What probably won’t happen: Stanley Tucci is on the outside looking in for his performance as the murderer next door in The Lovely Bones. Still, that movie was supposed to be a major player in this awards season and Tucci is the only guy who got out of it alive (look for Mark Wahlberg to resurface in 2015’s The Departed 2: Thicker Accents, co-starring Ray Allen as Officer Jesus Shuttlesworth). Also, anybody who didn’t see Peter Jackson, master of massive, computer generated epics, blowing a moving family drama, please turn in your guns and badges.
Best Supporting Actress
What will happen: Whoever wins this award will almost certainly never be heard from again (remember Jennifer Hudson, Renee Zellweger and Catherine Zeta-Jones?). Fortunately Mo’Nique (Precious and BET’s The Mo’Nique Show) is well positioned to pull a Whoopie Goldberg and go on to a long career hosting a crappy talk show for women. One blemish on Mo’Nique’s Oscar resume is her refusal to take a hiatus from her show to promote her performance. I can’t think of a worse award season strategy that doesn’t involve releasing Norbit.

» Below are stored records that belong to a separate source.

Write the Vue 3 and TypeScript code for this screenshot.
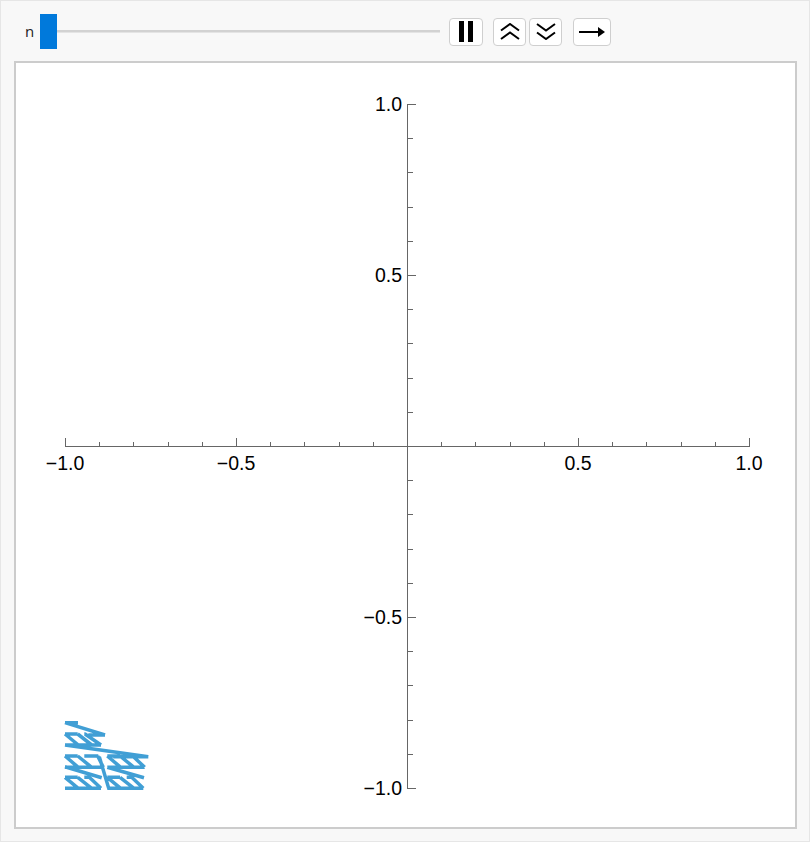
<script setup lang="ts">
const xMajor = [-1, -0.5, 0.5, 1]
const toX = (v: number) => 407 + v * 342
const toY = (v: number) => 446 - v * 342
const ticks: number[] = []
for (let i = -10; i <= 10; i++) if (i !== 0) ticks.push(i / 10)
const isMajor = (v: number) => Math.abs(Math.round(v * 10)) % 5 === 0
const fmt = (v: number) => (v < 0 ? '\u2212' : '') + Math.abs(v).toFixed(1)

const px = (x: number, y: number) => `${(50 + x / 3).toFixed(1)} ${(710 + y / 3).toFixed(1)}`
const seg = (a: number, b: number, c: number, d: number) => `M${px(a, b)} L${px(c, d)}`
function group(x0: number, top: number, bottom: number, topW: number, botW: number): string {
  return [
    seg(x0, top, x0 + 38, top),
    seg(x0 + 58, top, x0 + topW, top),
    seg(x0, bottom, x0 + botW, bottom),
    seg(x0, top, x0 + 40, bottom),
    seg(x0 + 38, top, x0 + 80, bottom),
    seg(x0 + topW - 2, top, x0 + botW, bottom)
  ].join(' ')
}
const curve = [
  seg(45, 38, 84, 38),
  seg(45, 38, 165, 75),
  seg(165, 75, 115, 75),
  group(45, 72, 105, 62, 108),
  seg(45, 105, 295, 140),
  seg(295, 140, 190, 140),
  group(45, 138, 172, 100, 115),
  group(172, 138, 172, 78, 112),
  seg(45, 170, 155, 203),
  seg(172, 172, 282, 203),
  group(45, 202, 235, 75, 108),
  group(172, 202, 235, 75, 108),
  seg(148, 140, 176, 235)
].join(' ')
</script>

<template>
  <div class="frame">
    <div class="toolbar">
      <span class="label">n</span>
      <div class="slider">
        <div class="track"></div>
        <div class="thumb"></div>
      </div>
      <button class="btn pause" aria-label="Pause">
        <svg width="16" height="21" viewBox="0 0 16 21"><rect x="1" y="0" width="5" height="21" fill="#000" /><rect x="10" y="0" width="5" height="21" fill="#000" /></svg>
      </button>
      <div class="pair">
        <button class="btn step" aria-label="Faster">
          <svg width="20" height="17" viewBox="0 0 20 17" fill="none" stroke="#000" stroke-width="2"><path d="M1 7.5 L10 1 L19 7.5" /><path d="M1 16 L10 9.5 L19 16" /></svg>
        </button>
        <button class="btn step" aria-label="Slower">
          <svg width="20" height="17" viewBox="0 0 20 17" fill="none" stroke="#000" stroke-width="2"><path d="M1 1 L10 7.5 L19 1" /><path d="M1 9.5 L10 16 L19 9.5" /></svg>
        </button>
      </div>
      <button class="btn dir" aria-label="Direction">
        <svg width="28" height="14" viewBox="0 0 28 14"><path d="M1 7 H20" stroke="#000" stroke-width="2" /><path d="M20 2 L27 7 L20 12 Z" fill="#000" /></svg>
      </button>
    </div>
    <div class="plot">
      <svg class="canvas" width="811" height="843" viewBox="0 0 811 843">
        <g stroke="#666" stroke-width="1" fill="none" shape-rendering="crispEdges">
          <path d="M65 446.5 H750" />
          <path d="M407.5 104 V789" />
          <path v-for="t in ticks" :key="'x' + t" :d="`M${Math.round(toX(t))}.5 446 V${isMajor(t) ? 438 : 442}`" />
          <path v-for="t in ticks" :key="'y' + t" :d="`M407 ${Math.round(toY(t))}.5 H${isMajor(t) ? 416 : 413}`" />
        </g>
        <g class="tick-label">
          <text v-for="v in xMajor" :key="'lx' + v" :x="toX(v)" y="470" text-anchor="middle">{{ fmt(v) }}</text>
          <text v-for="v in xMajor" :key="'ly' + v" x="402" :y="toY(v) + 7" text-anchor="end">{{ fmt(v) }}</text>
        </g>
        <path :d="curve" fill="none" stroke="#419fd5" stroke-width="3.5" />
      </svg>
    </div>
  </div>
</template>

<style scoped>
.frame {
  box-sizing: border-box;
  width: 810px;
  height: 842px;
  border: 1px solid #e6e6e6;
  background: #f8f8f8;
  padding: 0 12px 12px 13px;
  display: flex;
  flex-direction: column;
}
.toolbar {
  height: 60px;
  display: flex;
  align-items: center;
  font-family: "Open Sans", "Liberation Sans", sans-serif;
  flex: none;
}
.label {
  font-size: 15px;
  color: #222;
  margin-left: 11px;
  width: 15px;
}
.slider {
  position: relative;
  width: 400px;
  height: 35px;
  margin-right: 9px;
  margin-top: 1px;
}
.track {
  position: absolute;
  left: 0;
  right: 0;
  top: 16px;
  height: 2px;
  background: #d2d2d2;
  border-bottom: 1px solid #e4e4e4;
}
.thumb {
  position: absolute;
  left: 0;
  top: 0;
  width: 17px;
  height: 35px;
  background: #0079db;
}
.btn {
  box-sizing: border-box;
  height: 28px;
  padding: 0;
  border: 1px solid #cfcfcf;
  border-radius: 4px;
  background: #fff;
  display: flex;
  align-items: center;
  justify-content: center;
  margin-top: 1px;
}
.pause {
  width: 34px;
}
.pair {
  display: flex;
  gap: 3px;
  margin-left: 10px;
}
.step {
  width: 33px;
}
.dir {
  width: 38px;
  margin-left: 11px;
}
.plot {
  box-sizing: border-box;
  flex: 1;
  border: 2px solid #cccccc;
  background: #fff;
  position: relative;
  overflow: hidden;
}
.canvas {
  position: absolute;
  left: -16px;
  top: -63px;
}
.tick-label {
  font-family: "Liberation Sans", sans-serif;
  font-size: 19.5px;
  fill: #000;
}
</style>

<style>
body {
  background: #fff;
}
</style>
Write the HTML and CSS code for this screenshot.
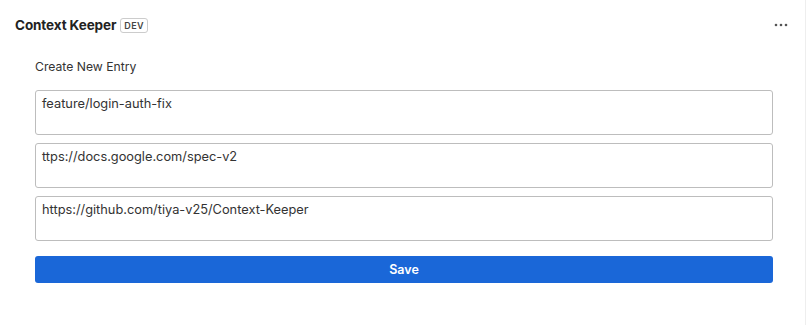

What could happen: Vera Farmiga wins for Up in the Air. I believe America is finally ready to forgive her for her Departed accent. Still Anna Kendrick’s being nominated in this the same category will cost her votes as the anti-Mo’Nique camp decides which FOWC (Female Onscreen With Clooney) they like better.
What I won’t let happen: I don’t want to live in a world where Maggie Gyllenhaal has an Academy Award. I hate actors who have “indie-cred” or love from the film festival crowds and Gyllenhaal has a ton of both. She was the third worst part of The Dark Knight (trailing only the killing off of Two-Face before he got his own turn as the main villain and “Where is he!?!”) I’d take the actress formerly known as Katie Holmes playing wet-blanket love interest Rachel Dawes over Gyllenhall, hands down. Now that is saying something.
Note from ‘Two Man Couch’: The thoughts and opinions of Shea in no way reflect the views of the principle contributors of ‘Two Man Couch,’ however, we felt censoring his column would not be in the spirit of protecting the First Amendment of the United States Constitution.